We develop a novel determinant selection method that refines trial wave functions in AFQMC, substantially improving accuracy and reducing computational bias.

Findings

Error reduced by up to a factor of 10 for second row elements.

Average error improved to within chemical accuracy for the HEAT set.

Error decreased by 80% for benzene with 214 determinants.

Abstract

For optimal accuracy, auxiliary-field quantum Monte Carlo (AFQMC) requires trial states consisting of multiple Slater determinants. We develop an efficient algorithm to select the determinants from an AFQMC random walk eliminating the need for other methods. When determinants contribute significantly to the non-orthogonal configuration interaction energy, we include them in the trial state. These refined trial wave functions significantly reduce the phaseless bias and sampling variance of the local energy estimator.

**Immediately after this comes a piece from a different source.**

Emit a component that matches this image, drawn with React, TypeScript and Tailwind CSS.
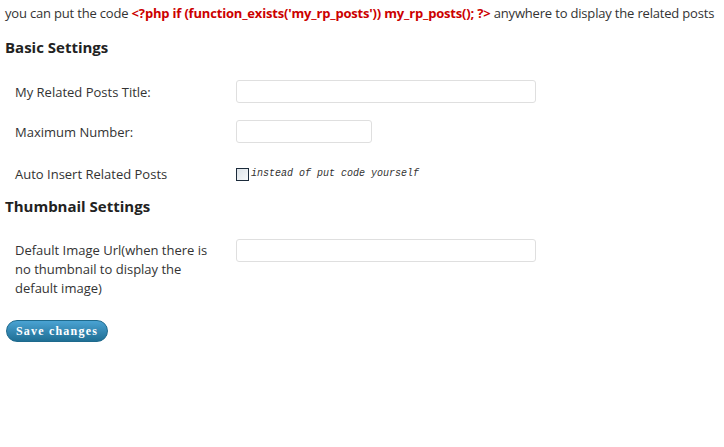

With 100 to 200 determinants, we lower the error of AFQMC by up to a factor of 10 for second row elements that are not accurately described with a Hartree-Fock trial wave function. For the HEAT set, we improve the average error to within the chemical accuracy. For benzene, the largest studied system, we reduce AFQMC error by 80% with 214 Slater determinants and find a 10-fold increase of the time to solution. We show that the remaining error of the method prevails in systems with static correlation or strong spin contamination.